Find integers $x$ and $y$ such that
$$
$99x+78y=\gcd(99,78).$
$$
First apply the Euclidean Algorithm:
$$
$99=78\cdot 1+21$
$$
$$
$78=21\cdot 3+15$
$$
$$
$21=15\cdot 1+6$
$$
$$
$15=6\cdot 2+3$
$$
$$
$6=3\cdot 2+0.$
$$
So
$$
$\gcd(99,78)=3.$
$$
Now work backward:
$$
$3=15-6\cdot 2.$
$$
Since
$$
$6=21-15,$
$$
substitute:
$$
$3=15-2(21-15)=3\cdot 15-2\cdot 21.$
$$
Since
$$
$15=78-21\cdot 3,$
$$
we get
$$
$3=3(78-21\cdot 3)-2\cdot 21=3\cdot 78-11\cdot 21.$
$$
Since
$$
$21=99-78,$
$$
then
$$
$3=3\cdot 78-11(99-78)=14\cdot 78-11\cdot 99.$
$$
Thus one solution is
$$
$x=-11,\quad y=14.$
$$
Check:
$$
$99(-11)+78(14)=-1089+1092=3.$
$$
That confirms the result ✅.
Conclusion
Bézout’s identity says that for integers $a$ and $b$, not both zero, there are integers $x$ and $y$ such that
$$
$ax+by=\gcd(a,b).$
$$
This idea connects directly to the Euclidean Algorithm. The algorithm finds the gcd, and the extended version rewrites that gcd as a linear combination of the original numbers. That connection is useful for proving divisibility facts, solving equations like $ax+by=c$, and building later Number Theory ideas.

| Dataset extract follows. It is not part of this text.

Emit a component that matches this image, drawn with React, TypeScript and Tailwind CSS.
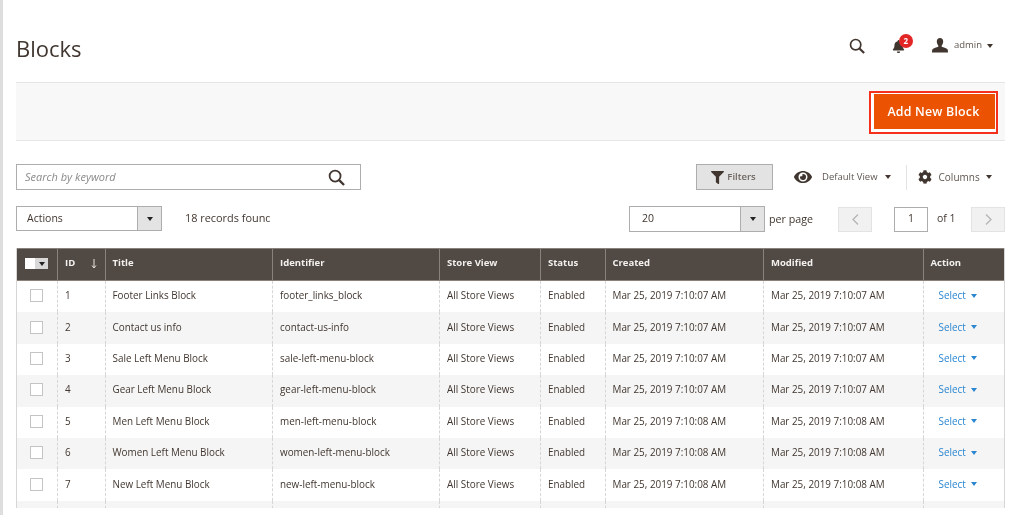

For students, the main takeaway is this: the Euclidean Algorithm tells you the size of the greatest common divisor, and Bézout’s identity tells you how to build it from the original numbers. Those two ideas belong together 🤝.
Study Notes
- Bézout’s identity states that for integers $a$ and $b$, not both $0$, there exist integers $x$ and $y$ such that $ax+by=\gcd(a,b)$.

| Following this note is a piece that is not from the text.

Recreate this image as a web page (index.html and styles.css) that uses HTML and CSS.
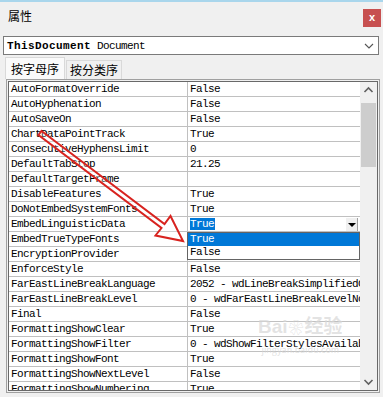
FILE: index.html
```html
<!DOCTYPE html>
<html lang="zh-CN">
<head>
    <meta charset="UTF-8" />
    <title>属性</title>
    <link rel="stylesheet" href="styles.css">
</head>
<body>
<div class="window">
    <div class="titlebar">
        <div class="title">属性</div>
        <div class="close">x</div>
    </div>

    <div class="combo">
        <span class="obj-name">ThisDocument</span>&nbsp;<span class="obj-type">Document</span>
        <svg class="chevron" width="10" height="6" viewBox="0 0 10 6"><path d="M1 1 L5 5 L9 1" fill="none" stroke="#555" stroke-width="1.1"/></svg>
    </div>

    <div class="tabs">
        <div class="tab active">按字母序</div>
        <div class="tab">按分类序</div>
    </div>

    <div class="panel">
        <div class="grid">
            <div class="rows">
                <div class="row"><div class="name">AutoFormatOverride</div><div class="value">False</div></div>
                <div class="row"><div class="name">AutoHyphenation</div><div class="value">False</div></div>
                <div class="row"><div class="name">AutoSaveOn</div><div class="value">False</div></div>
                <div class="row"><div class="name">ChartDataPointTrack</div><div class="value">True</div></div>
                <div class="row"><div class="name">ConsecutiveHyphensLimit</div><div class="value">0</div></div>
                <div class="row"><div class="name">DefaultTabStop</div><div class="value">21.25</div></div>
                <div class="row"><div class="name">DefaultTargetFrame</div><div class="value"></div></div>
                <div class="row"><div class="name">DisableFeatures</div><div class="value">True</div></div>
                <div class="row"><div class="name">DoNotEmbedSystemFonts</div><div class="value">True</div></div>
                <div class="row editing">
                    <div class="name">EmbedLinguisticData</div>
                    <div class="value">
                        <span class="sel">True</span>
                        <div class="drop-btn"><span class="tri"></span></div>
                        <div class="drop-list">
                            <div class="item hot">True</div>
                            <div class="item">False</div>
                        </div>
                    </div>
                </div>
                <div class="row"><div class="name">EmbedTrueTypeFonts</div><div class="value">True</div></div>
                <div class="row"><div class="name">EncryptionProvider</div><div class="value"></div></div>
                <div class="row"><div class="name">EnforceStyle</div><div class="value">False</div></div>
                <div class="row"><div class="name">FarEastLineBreakLanguage</div><div class="value">2052 - wdLineBreakSimplifiedChinese</div></div>
                <div class="row"><div class="name">FarEastLineBreakLevel</div><div class="value">0 - wdFarEastLineBreakLevelNormal</div></div>
                <div class="row"><div class="name">Final</div><div class="value">False</div></div>
                <div class="row"><div class="name">FormattingShowClear</div><div class="value">True</div></div>
                <div class="row"><div class="name">FormattingShowFilter</div><div class="value">0 - wdShowFilterStylesAvailable</div></div>
                <div class="row"><div class="name">FormattingShowFont</div><div class="value">True</div></div>
                <div class="row"><div class="name">FormattingShowNextLevel</div><div class="value">False</div></div>
                <div class="row"><div class="name">FormattingShowNumbering</div><div class="value">True</div></div>
            </div>
            <div class="scrollbar">
                <div class="sb-btn">
                    <svg width="17" height="17" viewBox="0 0 17 17"><path d="M4.5 10 L8.5 6 L12.5 10" fill="none" stroke="#606060" stroke-width="1.6"/></svg>
                </div>
                <div class="sb-track"><div class="sb-thumb"></div></div>
                <div class="sb-btn">
                    <svg width="17" height="17" viewBox="0 0 17 17"><path d="M4.5 7 L8.5 11 L12.5 7" fill="none" stroke="#606060" stroke-width="1.6"/></svg>
                </div>
            </div>
        </div>
    </div>

    <!-- Wasserzeichen -->
    <div class="watermark">
        <div class="wm-big">Bai<span class="wm-paw">❀</span>经验</div>
        <div class="wm-small">jingyan.baidu.com</div>
    </div>

    <!-- roter Pfeil -->
    <svg class="arrow" width="383" height="397" viewBox="0 0 383 397">
        <polygon points="41.5,130 164.5,223 170.5,215 183,240 155.5,234.5 161.5,227 38.5,134"
                 fill="rgba(255,255,255,0.25)" stroke="#d8231f" stroke-width="2" stroke-linejoin="miter"/>
    </svg>
</div>
</body>
</html>
```

FILE: styles.css
```css
body {
    margin: 0;
    background: #f0f0f0;
    font-family: 'Liberation Mono', monospace;
    color: #000;
}

.window {
    position: relative;
    width: 383px;
    height: 397px;
    box-sizing: border-box;
    border-top: 2px solid #a9d6ec;
    display: flex;
    flex-direction: column;
    overflow: hidden;
}

/* Titelleiste */
.titlebar {
    height: 34px;
    flex-shrink: 0;
    display: flex;
    justify-content: space-between;
    align-items: flex-start;
    padding-left: 8px;
    padding-right: 2px;
    font-family: 'Noto Sans CJK SC', sans-serif;
    font-size: 12px;
}

.title {
    padding-top: 6px;
    line-height: 16px;
}

.close {
    margin-top: 7px;
    width: 18px;
    height: 18px;
    background: #c75050;
    color: #fff;
    font-family: 'Liberation Sans', sans-serif;
    font-size: 11px;
    font-weight: bold;
    line-height: 17px;
    text-align: center;
}

/* Objekt-Auswahl */
.combo {
    height: 19px;
    flex-shrink: 0;
    box-sizing: border-box;
    margin: 0 4px 0 3px;
    padding-left: 3px;
    border: 1px solid #7a7a7a;
    background: #fff;
    display: flex;
    align-items: center;
    font-size: 11px;
    letter-spacing: -0.6px;
    white-space: pre;
}

.obj-name {
    font-weight: bold;
    letter-spacing: 0.4px;
}

.chevron {
    margin-left: auto;
    margin-right: 4px;
}

/* Reiter */
.tabs {
    height: 22px;
    flex-shrink: 0;
    margin-top: 2px;
    padding-left: 5px;
    display: flex;
    align-items: flex-end;
    gap: 1px;
    font-family: 'Noto Sans CJK SC', sans-serif;
    font-size: 12px;
}

.tab {
    box-sizing: border-box;
    height: 19px;
    width: 56px;
    border: 1px solid #d9d9d9;
    border-bottom: none;
    background: #f0f0f0;
    text-align: center;
    line-height: 18px;
}

.tab.active {
    height: 22px;
    width: 60px;
    background: #fafafa;
    line-height: 21px;
}

/* Eigenschaftenliste */
.panel {
    flex: 1;
    display: flex;
    margin: 0 3px 4px 6px;
    border: 1px solid #a0a0a0;
    padding: 1px;
    min-height: 0;
}

.grid {
    flex: 1;
    display: flex;
    border: 1px solid #696969;
    background: #fff;
    overflow: hidden;
}

.rows {
    width: 351px;
    flex-shrink: 0;
}

.row {
    display: flex;
    height: 15px;
    box-sizing: border-box;
    border-bottom: 1px solid #c0c0c0;
    font-size: 11px;
    line-height: 14px;
    letter-spacing: -0.6px;
}

.name {
    width: 179px;
    flex-shrink: 0;
    box-sizing: border-box;
    border-right: 1px solid #c0c0c0;
    padding-left: 2px;
    white-space: nowrap;
    overflow: hidden;
}

.value {
    flex: 1;
    padding-left: 2px;
    position: relative;
    white-space: nowrap;
    overflow: hidden;
}

.row.editing .value {
    overflow: visible;
}

.sel {
    background: #0078d7;
    color: #fff;
    padding-right: 1px;
}

.drop-btn {
    position: absolute;
    top: 1px;
    right: 2px;
    width: 12px;
    height: 13px;
    box-sizing: border-box;
    background: #f0f0f0;
    border-right: 1px solid #a0a0a0;
    display: flex;
    justify-content: center;
    align-items: center;
}

.tri {
    width: 0;
    height: 0;
    border-left: 4px solid transparent;
    border-right: 4px solid transparent;
    border-top: 4px solid #000;
}

.drop-list {
    position: absolute;
    top: 15px;
    left: -1px;
    right: 0;
    z-index: 2;
    background: #fff;
    border: 1px solid #646464;
}

.item {
    height: 13px;
    line-height: 13px;
    padding-left: 2px;
}

.item.hot {
    background: #0078d7;
    color: #fff;
}

/* Bildlaufleiste */
.scrollbar {
    width: 17px;
    flex-shrink: 0;
    background: #f0f0f0;
    display: flex;
    flex-direction: column;
}

.sb-btn {
    height: 17px;
    flex-shrink: 0;
}

.sb-btn svg {
    display: block;
}

.sb-track {
    flex: 1;
    padding: 4px 1px 0 1px;
}

.sb-thumb {
    height: 64px;
    background: #cdcdcd;
}

/* Overlays */
.arrow {
    position: absolute;
    top: -1px;
    left: 0;
    pointer-events: none;
}

.watermark {
    position: absolute;
    left: 258px;
    top: 314px;
    color: rgba(215, 215, 215, 0.7);
    font-family: 'Noto Sans CJK SC', sans-serif;
    pointer-events: none;
    text-align: center;
}

.wm-big {
    font-family: 'Liberation Sans', 'Noto Sans CJK SC', sans-serif;
    font-size: 19px;
    font-weight: bold;
    line-height: 22px;
}

.wm-paw {
    font-size: 15px;
    margin: 0 1px;
}

.wm-small {
    font-size: 9px;
    line-height: 12px;
    margin-top: 5px;
}
```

- The integers $x$ and $y$ are called Bézout coefficients.
- The Euclidean Algorithm finds $\gcd(a,b)$ by repeated division with remainder.
- The extended Euclidean Algorithm works backward from the remainder steps to find Bézout coefficients.
- If $\gcd(a,b)=d$, then the equation $ax+by=c$ has integer solutions exactly when $d\mid c$.
- A common divisor of $a$ and $b$ divides every linear combination $ax+by$.
- Bézout’s identity is a foundation for modular inverses and linear Diophantine equations.
- The identity fits into the Euclidean Algorithm topic because it explains both the gcd and how to express it using the original numbers.